At Shernborne I said “now two Norfolk churches”. I gave you Shernborne followed by Mickley in Northumberland … . Sorry, Cambridge Geography degree should know the difference between Nor-folk and Nor-thumberland. We now have a quick trip back to Norfolk for the second of our churches. Dersingham is a much larger community than Shernborne. St Nicholas church is at TF694304. You can’t miss the fact that the church is open. They have a website. A nice leaflet about the church, and a quiz sheet – simple to do, easy to produce, an excellent idea. The posters in the porch show it is a community with lots going on.
It is a great Decorated church, dating to the C14, although the Nave windows have been altered later. It is built of the local carstone, and I should have got better photos outside.
Inside we have a good Victorian hammerbeam roof with some rather nice angels.
The Chancel Arch is C14, and the Rood Screen a little later. Carved birds and flowers in the spandrels and original paintwork which survived under thick paint until the Victorian restoration. Saints Agatha, Denys, Agnes, Hubert, Martha and an Archbishop. The modern ramp works well.
In the Chancel is this chest. It is probably the one mentioned in an inventory of 1360. The whole chest was drawn by J.S. Cotman in 1838 before half the lid was lost (how do you lose half a lid?). The initials are those of the Rector (RW, who we know was Richard de Wicklewood), and the Wardens (SA and RA – no one remembers the Wardens!!). The Latin inscription is “Jesus of Nazareth, King of the Jews”. The front panels show (1) the divine man for St Matthew, (2) the winged lion for Mark, (3) the winged ox for Luke, and (4) the rising eagle for John.

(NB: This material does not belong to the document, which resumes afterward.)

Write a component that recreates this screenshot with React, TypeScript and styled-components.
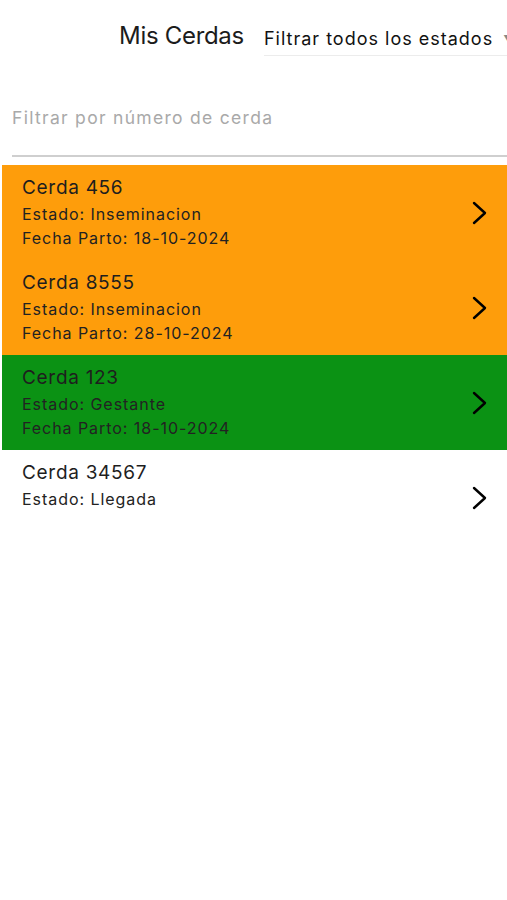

In the Sanctuary we have a lovely sedilia and piscina.
This table tomb has an incised drawing of John Pell (died 1607) and Joanna, his wife. He was Mayor of King’s Lynn and his signature appears in 1558 as a Church Warden – OK, sometimes Wardens are remembered! Henry VIII gave him some monastic lands at the Dissolution. There are six sons on the front side of the tomb, wearing gowns and starched collars. On the back are their three daughters, wearing farthingales and ruffs. Near the youngest son and eldest daughter will be found the years of their birth (1558 and 1556).
There are other memorials that are quite impressive, a War Memorial Chapel, and a wonderful piece of ?Victorian High Church art. A church worth exploring.